According to [11], a research strategy is an overall plan for conducting a research study, and the strategy guides a researcher in planning, executing, and monitoring the study. Among the types of research strategy proposed in paper [11], we found 3 types in 15 papers of this study. Besides, it was not possible to define the research strategy of 4 papers.

Case Study was found in the majority of papers, in a total of 8 studies. This may be the research strategy near to the real world with less cost. However, the fact that the research is successful in one case does not mean that it will be in any case. Action Research is the second considered one with 5 papers. This research strategy is used to solve problems in a real environment, and most of them was found in industry, health, financial and transportation domains. The last one is simulation, found in the Energy domain.

Based on the definitions offered in [11], the authors could not classify the research in papers [16, 19], since they did not provide enough information about the type of research strategy adopted in these papers. Additionally, papers [30] and [29] did not explicitly provided a research strategy, but in their future work, they will consider a case study for their research.

5 Threats to Validity

The results of this research may have been affected by several factors that are categorized as follows.

Selection Bias. Some studies may be included or excluded into the SMS incorrectly. With the purpose of reducing this threat, the research protocol was discussed between the researchers to guarantee a common understanding, and the researchers made decisions together in a meeting for each item that they were in doubt.

Data Extraction. Bias or problem of extraction can influence classifications and the analysis of selected studies. For reducing this bias, the researchers discussed the definitions of each item used to respond the questions. The data extraction form was a spreadsheet composed of 16 columns (data extraction attributes), which was structured as follows: 5 columns related to article identification, 2 columns related to context of the research, and 9 columns related to attributes of ISO/IEC/IEEE 42010:2011.

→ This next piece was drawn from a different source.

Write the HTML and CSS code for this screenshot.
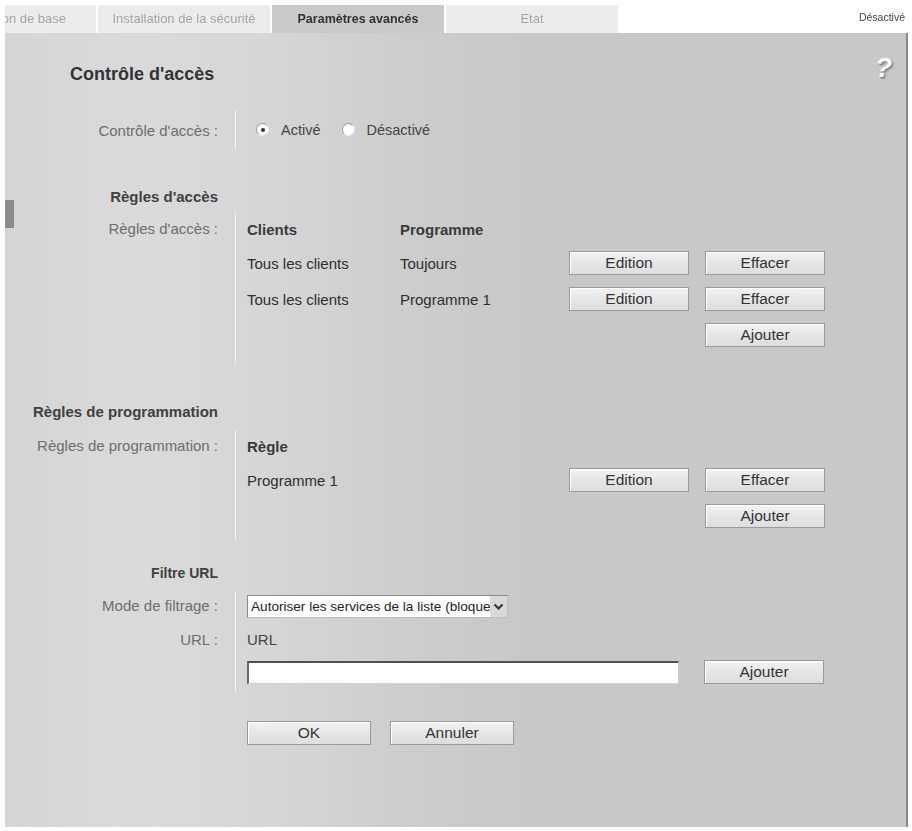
FILE: index.html
```html
<!DOCTYPE html>
<html lang="fr">
<head>
<meta charset="UTF-8">
<meta name="viewport" content="width=device-width, initial-scale=1.0">
<title>Paramètres avancés - Contrôle d'accès</title>
<link rel="stylesheet" href="styles.css">
</head>
<body>
<div class="page">
    <div class="topbar">
        <div class="tabs-clip">
            <div class="tabs">
                <div class="tab">Installation de base</div>
                <div class="tab">Installation de la sécurité</div>
                <div class="tab tab-active">Paramètres avancés</div>
                <div class="tab">Etat</div>
            </div>
        </div>
        <div class="status">Désactivé</div>
    </div>

    <div class="panel">
        <div class="marker"></div>

        <div class="title-row">
            <h1>Contrôle d'accès</h1>
            <span class="help">?</span>
        </div>

        <!-- Contrôle d'accès -->
        <div class="field field-single">
            <div class="label">Contrôle d'accès :</div>
            <div class="value radios">
                <span class="radio checked"></span><span class="radio-text">Activé</span>
                <span class="radio"></span><span class="radio-text">Désactivé</span>
            </div>
        </div>

        <!-- Règles d'accès -->
        <div class="section-title">Règles d'accès</div>
        <div class="field field-rules">
            <div class="label">Règles d'accès :</div>
            <div class="value">
                <div class="rules">
                    <div class="rule-head">Clients</div>
                    <div class="rule-head">Programme</div>
                    <div></div>
                    <div></div>

                    <div class="cell">Tous les clients</div>
                    <div class="cell">Toujours</div>
                    <div class="cell"><button class="button">Edition</button></div>
                    <div class="cell"><button class="button">Effacer</button></div>

                    <div class="cell">Tous les clients</div>
                    <div class="cell">Programme 1</div>
                    <div class="cell"><button class="button">Edition</button></div>
                    <div class="cell"><button class="button">Effacer</button></div>

                    <div class="cell"></div>
                    <div class="cell"></div>
                    <div class="cell"></div>
                    <div class="cell"><button class="button">Ajouter</button></div>
                </div>
            </div>
        </div>

        <!-- Règles de programmation -->
        <div class="section-title section-wide">Règles de programmation</div>
        <div class="field field-schedule">
            <div class="label">Règles de programmation :</div>
            <div class="value">
                <div class="rules">
                    <div class="rule-head wide">Règle</div>
                    <div></div>
                    <div></div>

                    <div class="cell wide">Programme 1</div>
                    <div class="cell"><button class="button">Edition</button></div>
                    <div class="cell"><button class="button">Effacer</button></div>

                    <div class="cell wide"></div>
                    <div class="cell"></div>
                    <div class="cell"><button class="button">Ajouter</button></div>
                </div>
            </div>
        </div>

        <!-- Filtre URL -->
        <div class="section-title section-url">Filtre URL</div>
        <div class="field field-mode">
            <div class="label">Mode de filtrage :</div>
            <div class="value">
                <div class="select">
                    <span class="select-text">Autoriser les services de la liste (bloquer tous les autres)</span>
                    <span class="select-arrow">
                        <svg width="11" height="8" viewBox="0 0 11 8"><path d="M1.5 1.5 L5.5 5.5 L9.5 1.5" fill="none" stroke="#333" stroke-width="2.2"/></svg>
                    </span>
                </div>
            </div>
        </div>
        <div class="field field-url">
            <div class="label">URL :</div>
            <div class="value">
                <div class="url-head">URL</div>
                <div class="url-row">
                    <input type="text" class="url-input">
                    <button class="button">Ajouter</button>
                </div>
            </div>
        </div>

        <div class="actions">
            <button class="button button-wide">OK</button>
            <button class="button button-wide">Annuler</button>
        </div>
    </div>
</div>
</body>
</html>
```

FILE: styles.css
```css
body {
    font-family: "Liberation Sans", Arial, sans-serif;
    background-color: #ffffff;
    margin: 0;
    padding: 0;
    color: #333333;
}

.page {
    width: 912px;
    height: 831px;
    display: flex;
    flex-direction: column;
    filter: blur(0.35px);
}

.topbar {
    display: flex;
    align-items: flex-end;
    padding: 5px 7px 0 5px;
    height: 28px;
}

.tabs-clip {
    flex-grow: 1;
    overflow: hidden;
    height: 28px;
}

.tabs {
    display: flex;
    gap: 2px;
    margin-left: -81px;
}

.tab {
    flex: none;
    width: 172px;
    height: 28px;
    line-height: 28px;
    text-align: center;
    font-size: 13px;
    color: #a4a4a4;
    background-color: #ececec;
    white-space: nowrap;
}

.tab-active {
    background-color: #c9c9c9;
    color: #333333;
    font-weight: bold;
    font-size: 12.5px;
}

.status {
    align-self: center;
    font-size: 10.5px;
    color: #444444;
    margin-top: -4px;
}

.panel {
    position: relative;
    flex-grow: 1;
    margin: 0 4px 4px 5px;
    border-right: 2px solid #8a8a8a;
    background: linear-gradient(to right, #d5d5d5 0, #dadada 130px, #d6d6d6 260px, #cdcdcd 400px, #c8c8c8 520px, #c8c8c8 100%);
}

.marker {
    position: absolute;
    left: 0;
    top: 167px;
    width: 9px;
    height: 28px;
    background-color: #8c8c8c;
}

.title-row {
    display: flex;
    justify-content: space-between;
    align-items: flex-start;
    padding: 25px 14px 0 65px;
}

.title-row h1 {
    margin: 0;
    font-size: 18px;
    line-height: 32px;
    color: #333333;
}

.help {
    font-size: 28px;
    line-height: 28px;
    margin-top: -4px;
    color: #ffffff;
    font-style: italic;
    font-weight: bold;
    text-shadow: 1px 1px 1px #7a7a7a, 2px 2px 2px #a0a0a0;
}

.field {
    display: flex;
    font-size: 15px;
}

.label {
    flex: none;
    width: 213px;
    text-align: right;
    color: #6e6e6e;
    line-height: 32px;
    white-space: nowrap;
}

.value {
    flex-grow: 1;
    margin-left: 17px;
    padding-left: 11px;
    border-left: 1px solid #f6f6f6;
}

.field-single {
    margin-top: 20px;
    height: 39px;
}

.field-single .label {
    line-height: 41px;
}

.radios {
    display: flex;
    align-items: center;
    color: #444444;
    font-size: 14.5px;
}

.radio {
    width: 11px;
    height: 11px;
    border-radius: 50%;
    background-color: #ffffff;
    border: 1px solid #9a9a9a;
    border-right-color: #e8e8e8;
    border-bottom-color: #e8e8e8;
    margin-left: 9px;
    display: flex;
    align-items: center;
    justify-content: center;
}

.radio + .radio-text {
    margin-left: 12px;
}

.radio-text + .radio {
    margin-left: 21px;
}

.radio.checked::after {
    content: "";
    width: 4px;
    height: 4px;
    border-radius: 50%;
    background-color: #333333;
}

.section-title {
    width: 213px;
    text-align: right;
    font-size: 15px;
    font-weight: bold;
    color: #404040;
    line-height: 32px;
    margin-top: 32px;
    white-space: nowrap;
}

.section-wide {
    margin-top: 33px;
    margin-bottom: 2px;
}

.section-url {
    margin-top: 17px;
    margin-bottom: 3px;
    font-size: 14px;
}

.rules {
    display: grid;
    grid-template-columns: 137px 153px 120px 120px;
    grid-auto-rows: 36px;
    grid-template-rows: 32px;
    column-gap: 16px;
    align-items: center;
    color: #2e2e2e;
}

.rules .wide {
    grid-column: span 2;
}

.rule-head {
    font-weight: bold;
    color: #3a3a3a;
}

.cell {
    white-space: nowrap;
}

.field-rules .value {
    padding-bottom: 10px;
}

.field-schedule .value {
    padding-bottom: 6px;
}

.button {
    font-family: "Liberation Sans", Arial, sans-serif;
    font-size: 15.5px;
    color: #333333;
    width: 120px;
    height: 24px;
    padding: 0;
    border: 1px solid #9a9a9a;
    border-radius: 0;
    background: linear-gradient(#f2f2f2, #e4e4e4 60%, #dedede);
    box-shadow: inset 1px 1px 0 #ffffff;
    cursor: pointer;
}

.field-mode .value {
    height: 25px;
    padding-top: 3px;
}

.field-mode .label {
    line-height: 28px;
}

.select {
    display: flex;
    width: 259px;
    height: 21px;
    background-color: #ffffff;
    border: 1px solid #8c8c8c;
    border-right-color: #bdbdbd;
    border-bottom-color: #bdbdbd;
    font-size: 13.6px;
    color: #222222;
}

.select-text {
    flex-grow: 1;
    overflow: hidden;
    white-space: nowrap;
    line-height: 21px;
    padding-left: 3px;
}

.select-arrow {
    flex: none;
    width: 17px;
    background-color: #d9d9d9;
    display: flex;
    align-items: center;
    justify-content: center;
}

.field-url .label {
    line-height: 40px;
}

.url-head {
    line-height: 40px;
    color: #444444;
}

.url-row {
    display: flex;
    align-items: center;
    gap: 25px;
    padding-bottom: 8px;
}

.url-input {
    width: 432px;
    height: 23px;
    box-sizing: border-box;
    margin: 0;
    border: 1px solid #d0d0d0;
    border-top: 2px solid #505050;
    border-left: 2px solid #6a6a6a;
    background-color: #ffffff;
    outline: none;
}

.actions {
    display: flex;
    gap: 19px;
    padding-left: 242px;
    margin-top: 29px;
}

.button-wide {
    width: 124px;
}
```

Generalization. It is possible to generalize the information from this research. Even though the number of papers addressing ISO/IEC/IEEE 42010:2011 standard can be considered small, the search string was wide as possible, to reach the majority of papers in the databases.

External. We can not generalize this information because there is not a significant number of scientific papers addressing the ISO/IEC/IEEE 42010:2011 standard. Furthermore, we may not identify other papers that are suitable to the standard, but do not make reference to it. In order to mitigate this threat, the search string was created to reach as many papers as possible.

6 Conclusions and Future Works

In this paper we presented a Systematic Mapping Study that investigates studies which used ISO/IEC/IEEE 42010:2011 on their software architectures. The most relevant findings from this research are as follows.

First, the number of researches that are using ISO/IEC/IEEE 42010:2011 are increasing since 2016, and most of them are published in conferences. Second, the most used architectural aspects are Stakeholders and Concerns, 18 out of 19 papers mentioned them. Third, UML is the authors’ preferred modelling language in software/system architecture, found in 10 papers. Fourth, transportation is the domain in which the standard is most applied, followed by industry, health and energy. Fifth, Experience is the most used type of validation, and Case Study is the most used type of research strategy in projects that used ISO/IEC/IEEE 42010:2011.

The results of this Systematic Mapping Study should provide insights and encourage further research applying ISO/IEC/IEEE 42010:2011 in software architectures.

As a future work, we suggest a further research analyzing all the aspects of the standard. Besides, an industrial study which will analyze companies that use the standard and verify what aspects can be performed.